= Blackbutt Reserve =

Nature reserve in New South Wales, Australia

Blackbutt Reserve is a nature reserve in the Newcastle region of New South Wales, Australia.

== Location ==
Blackbutt Reserve is located between New Lambton and Kotara. The north and west of the reserve is on Lookout Road and the south is on Carnley Avenue. Since the 1960s, captive animals were displayed, and barbecues and picnic tables were gradually added. In 2014, during construction of a new amenity building at the Carnley Avenue Recreation Area, an old brick lined mine shaft from the 19th century was discovered. The recreation area of the reserve known as Richley Reserve was named after Joe Richley, the president of the Northern Parks and Playground Movement, who was very involved in preservation of the reserve. The site currently covers 182 hectares.

== History ==
The area of Blackbutt Reserve was originally a coal mine owned by the Scottish-Australian Mining Company who commenced mining in the area in 1863.

Between 1915 and 1928, S.A.M Company sold small subdivisions in Lambton, New Lambton and Kotara. In 1932, an auction was held on the land, with only 5 of 52 lots being sold. One of the lots that sold was a 17.75 acres portion on Lookout Road, purchased by the Newcastle District Sailors and Soldiers Memorial Institute. Their intention was to provide work for unemployed returned servicemen, and to settle them as farmers on small allotments. The plan proved to be uneconomical and impractical and in March 1938 the land was resumed by the NSW government to form the first official portion of Blackbutt Reserve.

In 1934, Joe Richley, president of the Northern Parks and Playground movement, persuaded New Lambton Council to purchase six hectares of bushland. In 1937, New Lambton Council purchased two adjoining 80 acres blocks, making a total land area of 240 acres.

Parliament passed the Municipal Amalgamation Act 1 in 1938, which allowed small councils to be merged into one larger authority. The land was placed in trusteeship by Newcastle City Council in 1938.

In 1940, Blackbutt Reserve was 144 acres. In 1949, part of Blackbutt Reserve was cut off due to the expansion of Carnley Road.

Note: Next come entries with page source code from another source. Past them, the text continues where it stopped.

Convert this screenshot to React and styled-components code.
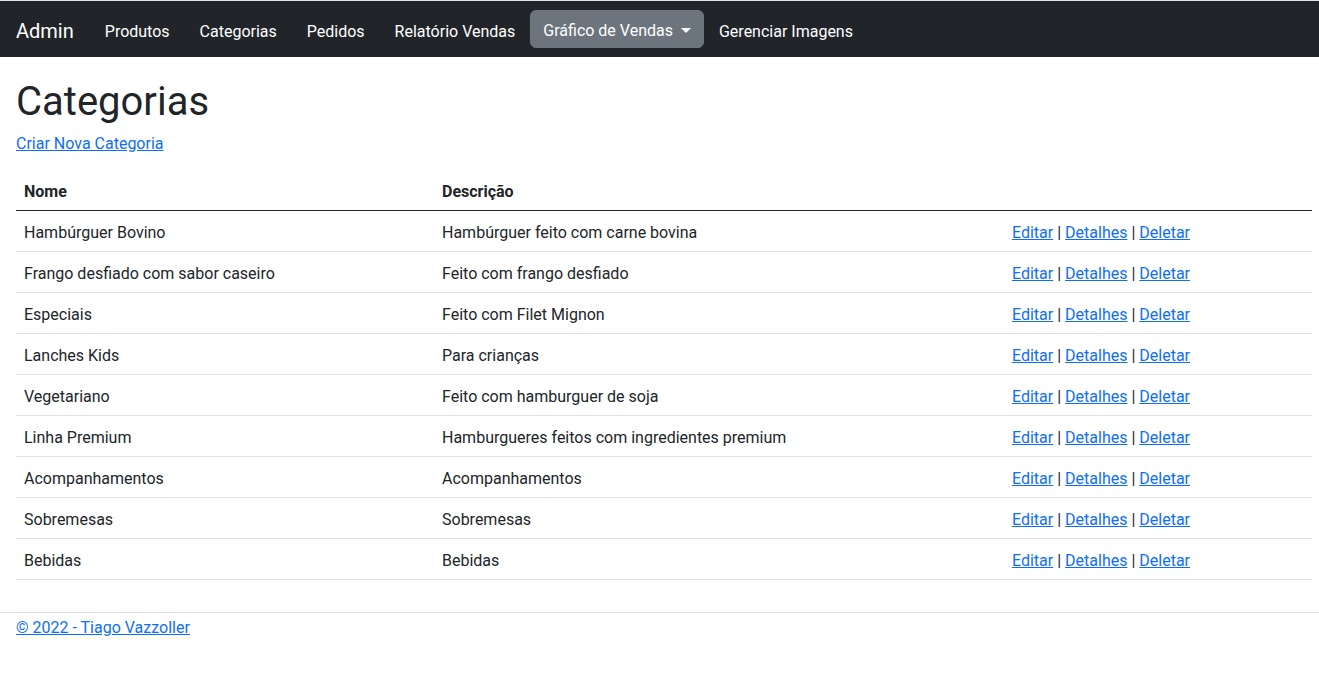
import React from "react";
import styled, { createGlobalStyle } from "styled-components";

const Global = createGlobalStyle`
  html, body { margin: 0; padding: 0; }
  body {
    font-family: Roboto, "Noto Sans", sans-serif;
    font-size: 16px;
    line-height: 1.5;
    color: #212529;
    background: #fff;
    border-top: 1px solid #dee2e6;
  }
  * { box-sizing: border-box; }
`;

const Navbar = styled.nav`
  background: #212529;
  height: 56px;
  display: flex;
  align-items: center;
  padding: 0 16px;
`;

const Brand = styled.a`
  color: #fff;
  font-size: 20px;
  line-height: 30px;
  padding-top: 4px;
  margin-right: 16px;
  text-decoration: none;
`;

const NavList = styled.ul`
  display: flex;
  align-items: center;
  list-style: none;
  margin: 0;
  padding: 0;
`;

const NavLink = styled.a`
  color: #fff;
  text-decoration: none;
  padding: 11px 15px 5px;
  display: block;
`;

const DropButton = styled.button`
  font: inherit;
  color: #fff;
  background: #6c757d;
  border: 1px solid #6c757d;
  border-radius: 6px;
  padding: 8px 12px 4px;
  line-height: 24px;
  display: flex;
  align-items: center;
`;

const Caret = styled.span`
  display: inline-block;
  margin-left: 8px;
  margin-top: -2px;
  border-top: 5px solid #fff;
  border-left: 5px solid transparent;
  border-right: 5px solid transparent;
`;

const Main = styled.main`
  padding: 21px 7px 16px 16px;
`;

const Title = styled.h1`
  font-size: 40px;
  font-weight: 400;
  line-height: 1.2;
  margin: 0 0 6px;
`;

const Link = styled.a`
  color: #0d6efd;
  text-decoration: underline;
  cursor: pointer;
`;

const P = styled.p`
  margin: 0 0 14px;
`;

const Table = styled.table`
  width: 100%;
  border-collapse: collapse;
  margin-bottom: 16px;
`;

const Th = styled.th`
  text-align: left;
  font-weight: 700;
  padding: 10px 8px 6px;
  border-bottom: 1px solid #212529;
  width: ${(p) => p.$w || "auto"};
`;

const Td = styled.td`
  padding: 10px 8px 6px;
  border-bottom: 1px solid #dee2e6;
`;

const Footer = styled.footer`
  border-top: 1px solid #dee2e6;
  padding: 3px 16px 1px;
  line-height: 24px;
`;

const rows = [
  ["Hambúrguer Bovino", "Hambúrguer feito com carne bovina"],
  ["Frango desfiado com sabor caseiro", "Feito com frango desfiado"],
  ["Especiais", "Feito com Filet Mignon"],
  ["Lanches Kids", "Para crianças"],
  ["Vegetariano", "Feito com hamburguer de soja"],
  ["Linha Premium", "Hamburgueres feitos com ingredientes premium"],
  ["Acompanhamentos", "Acompanhamentos"],
  ["Sobremesas", "Sobremesas"],
  ["Bebidas", "Bebidas"],
];

export default function App() {
  return (
    <>
      <Global />
      <Navbar>
        <Brand>Admin</Brand>
        <NavList>
          <li><NavLink>Produtos</NavLink></li>
          <li><NavLink>Categorias</NavLink></li>
          <li><NavLink>Pedidos</NavLink></li>
          <li><NavLink>Relatório Vendas</NavLink></li>
          <li>
            <DropButton>
              Gráfico de Vendas
              <Caret />
            </DropButton>
          </li>
          <li><NavLink>Gerenciar Imagens</NavLink></li>
        </NavList>
      </Navbar>
      <Main>
        <Title>Categorias</Title>
        <P>
          <Link>Criar Nova Categoria</Link>
        </P>
        <Table>
          <thead>
            <tr>
              <Th $w="418px">Nome</Th>
              <Th $w="570px">Descrição</Th>
              <Th />
            </tr>
          </thead>
          <tbody>
            {rows.map(([n, d]) => (
              <tr key={n}>
                <Td>{n}</Td>
                <Td>{d}</Td>
                <Td>
                  <Link>Editar</Link> | <Link>Detalhes</Link> | <Link>Deletar</Link>
                </Td>
              </tr>
            ))}
          </tbody>
        </Table>
      </Main>
      <Footer>
        <Link>© 2022 - Tiago Vazzoller</Link>
      </Footer>
    </>
  );
}
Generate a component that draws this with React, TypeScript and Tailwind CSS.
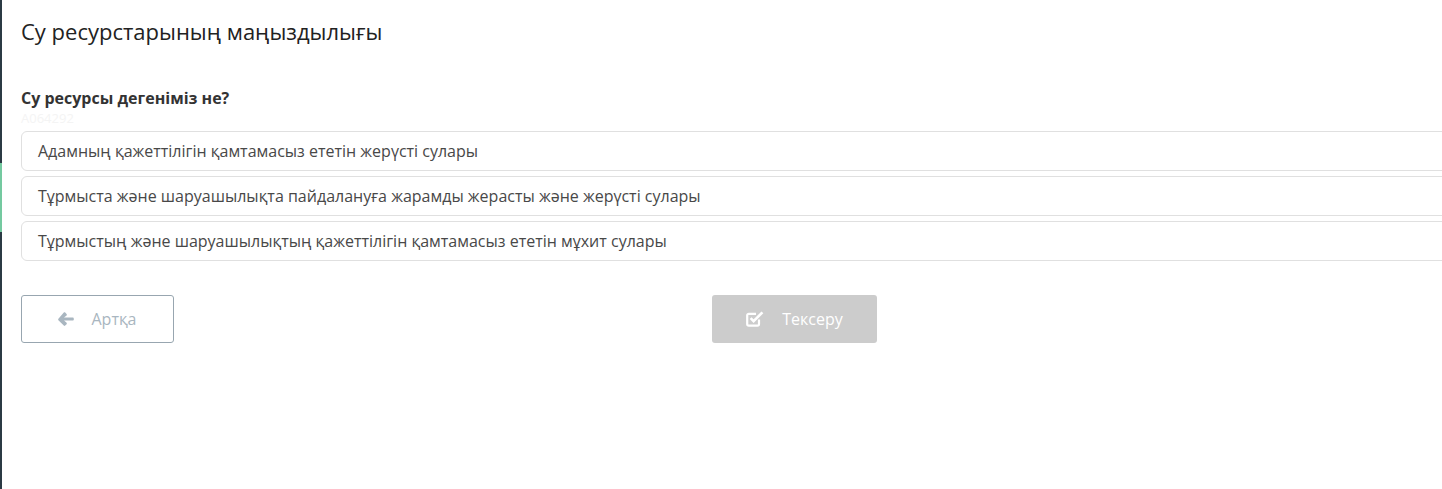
import React from 'react';

const options = [
  'Адамның қажеттілігін қамтамасыз ететін жерүсті сулары',
  'Тұрмыста және шаруашылықта пайдалануға жарамды жерасты және жерүсті сулары',
  'Тұрмыстың және шаруашылықтың қажеттілігін қамтамасыз ететін мұхит сулары',
];

const ArrowLeft = () => (
  <svg viewBox="0 0 16 14" className="h-[14px] w-[16px]" fill="currentColor">
    <path d="M7.2 0.6 L8.6 2 C9 2.4 9 3 8.6 3.4 L6 5.6 H14.6 C15.3 5.6 15.8 6.1 15.8 6.8 V7.4 C15.8 8.1 15.3 8.6 14.6 8.6 H6 L8.6 10.8 C9 11.2 9 11.8 8.6 12.2 L7.2 13.6 C6.8 14 6.2 14 5.8 13.6 L0.4 8.2 C0 7.8 0 7.2 0.4 6.8 L5.8 0.6 C6.2 0.2 6.8 0.2 7.2 0.6 Z" />
  </svg>
);

const CheckSquare = () => (
  <svg viewBox="0 0 18 16" className="h-[16px] w-[18px]" fill="none" stroke="currentColor" strokeWidth="2.2">
    <path d="M13 8.5 V13 C13 14 12.3 14.6 11.4 14.6 H2.8 C1.9 14.6 1.2 14 1.2 13 V4.4 C1.2 3.5 1.9 2.8 2.8 2.8 H10" />
    <path d="M4.6 7.2 L7.6 10.2 L16.4 1.4" strokeWidth="2.6" />
  </svg>
);

export default function App() {
  return (
    <div className="flex h-[489px] w-[1442px] overflow-hidden bg-white" style={{ fontFamily: '"Open Sans", "Noto Sans", sans-serif' }}>
      <div className="flex w-[2px] shrink-0 flex-col bg-[#2b3a44]">
        <div className="h-[163px]" />
        <div className="h-[69px] bg-[#74c9a0]" />
      </div>

      <div className="w-[1566px] shrink-0 pl-[19px]">
        <h1 className="pt-[17px] text-[22px] leading-[28px] text-[#222]">Су ресурстарының маңыздылығы</h1>

        <div className="mt-[42px] text-[16px] font-bold leading-[22px] text-[#333]">Су ресурсы дегеніміз не?</div>
        <div className="text-[13px] leading-[18px] text-[#f4f4f4]">А064292</div>

        <div className="mt-[4px] flex flex-col gap-[5px]">
          {options.map((o) => (
            <div key={o} className="flex h-[40px] items-center rounded-[6px] border border-[#e0e0e0] px-[16px] text-[16px] text-[#484848]">
              {o}
            </div>
          ))}
        </div>

        <div className="mt-[34px] grid grid-cols-3">
          <div>
            <button className="flex h-[48px] w-[153px] items-center justify-center gap-[17px] rounded-[3px] border border-[#98a6b0] text-[16px] text-[#a9b6c0]">
              <ArrowLeft />
              <span>Артқа</span>
            </button>
          </div>
          <div className="flex justify-center">
            <button className="flex h-[48px] w-[165px] items-center justify-center gap-[18px] rounded-[3px] bg-[#cccccc] text-[16px] text-white">
              <CheckSquare />
              <span>Тексеру</span>
            </button>
          </div>
          <div />
        </div>
      </div>
    </div>
  );
}
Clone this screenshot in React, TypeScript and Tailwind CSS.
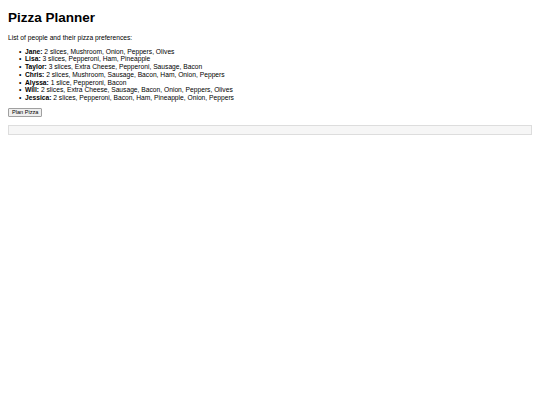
const people = [
  { name: "Jane", slices: "2 slices", toppings: ["Mushroom", "Onion", "Peppers", "Olives"] },
  { name: "Lisa", slices: "3 slices", toppings: ["Pepperoni", "Ham", "Pineapple"] },
  { name: "Taylor", slices: "3 slices", toppings: ["Extra Cheese", "Pepperoni", "Sausage", "Bacon"] },
  { name: "Chris", slices: "2 slices", toppings: ["Mushroom", "Sausage", "Bacon", "Ham", "Onion", "Peppers"] },
  { name: "Alyssa", slices: "1 slice", toppings: ["Pepperoni", "Bacon"] },
  { name: "Will", slices: "2 slices", toppings: ["Extra Cheese", "Sausage", "Bacon", "Onion", "Peppers", "Olives"] },
  { name: "Jessica", slices: "2 slices", toppings: ["Pepperoni", "Bacon", "Ham", "Pineapple", "Onion", "Peppers"] },
];

export default function App() {
  return (
    <div className="min-h-[405px] bg-white px-2 pt-[10px] text-black font-['Liberation_Sans',Arial,sans-serif] text-[6.7px]">
      <h1 className="text-[13.5px] font-bold leading-[16px] mb-[8px]">Pizza Planner</h1>
      <p className="leading-[7.7px] mb-[6px]">List of people and their pizza preferences:</p>
      <ul className="pl-[11px] leading-[7.7px] mb-[5px]">
        {people.map((p) => (
          <li key={p.name} className="flex">
            <span className="w-[6px] shrink-0">•</span>
            <span>
              <strong className="font-bold">{p.name}:</strong> {p.slices}, {p.toppings.join(", ")}
            </span>
          </li>
        ))}
      </ul>
      <button className="border border-[#a0a0a0] bg-[#efefef] px-[3px] h-[9px] leading-[7px] text-[5.6px] rounded-[1px]">
        Plan Pizza
      </button>
      <div className="mt-[8px] h-[10px] border border-[#dddddd] bg-[#f6f6f6]" />
    </div>
  );
}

In 1956, Newcastle City Council purchased another 270 acres from the S.A.M. company. In 1958 part of Blackbutt Reserve was damaged by fire and the introduction of exotic plant species such as lantana.

In 1963, Newcastle City Council began the Blackbutt program as an effort to restore the reserve after it was overtaken by weeds. In 1985, the mining pit was closed and the land was given to Newcastle City Council for residential use. In 1993, the old mine site was renovated and then reopened for public use by Lord Mayor Joy Cummings; it was renamed Richley Reserve.

A small wildlife park exists at the reserve displaying animals such as koalas, wombats, kangaroos, wallabies, possums, echidnas, emus, parrots and goannas.

== Highway No.23 ==
In 1966, it was announced that Highway No.23 was proposed to be built through the middle of Blackbutt Reserve. In July 1966, Newcastle City Council held a meeting to discuss the Department of Main Roads announcement. After much public protest, the Federal Government appointed a committee to examine the environmental impacts of Highway 23 on 23 July 1974. The report recommended that the Highway 23 project did not progress due to its environmental impact including disruption to bird life, impact on trees, reduced soil quality and noise pollution.

== Other proposed projects ==

In 1937 the Mayor of Newcastle, Alderman H Fenton, considered the name "Blackbutt" to be unattractive and suggested that the reserve be named King George V Memorial Park, or Duke of Windsor Reserve. In the 1950s, a large zoo similar to Taronga Park was proposed. The Northern Parks and Playgrounds movement become involved at Blackbutt Reserve in 1953 after rumours of the possibility of establishing a bowling club at the lookout. In 1956, Newcastle City Council wanted to divide the northern part of Blackbutt Reserve into a housing division but, due to public protest, this project was abandoned. In 1958 a Newcastle City Council announced a sub-division but due to pressure by the Northern Parks and Playgrounds Movement and 79 other organizations, it was abandoned. In the 1960s, it was suggested to make the site of the Hunter Valley Botanical Gardens. In 1963, the Department of Education announced a plan to purchase a part of the reserve to build a high school but, due to a campaign led by the Northern Parks and Playgrounds Movement, the minister announced that none of Blackbutt Reserve was going to be used as a high school. In the 1970s, it was suggested to make the site a private school. In the 1990s, it was suggested to build a 60-meter observation tower.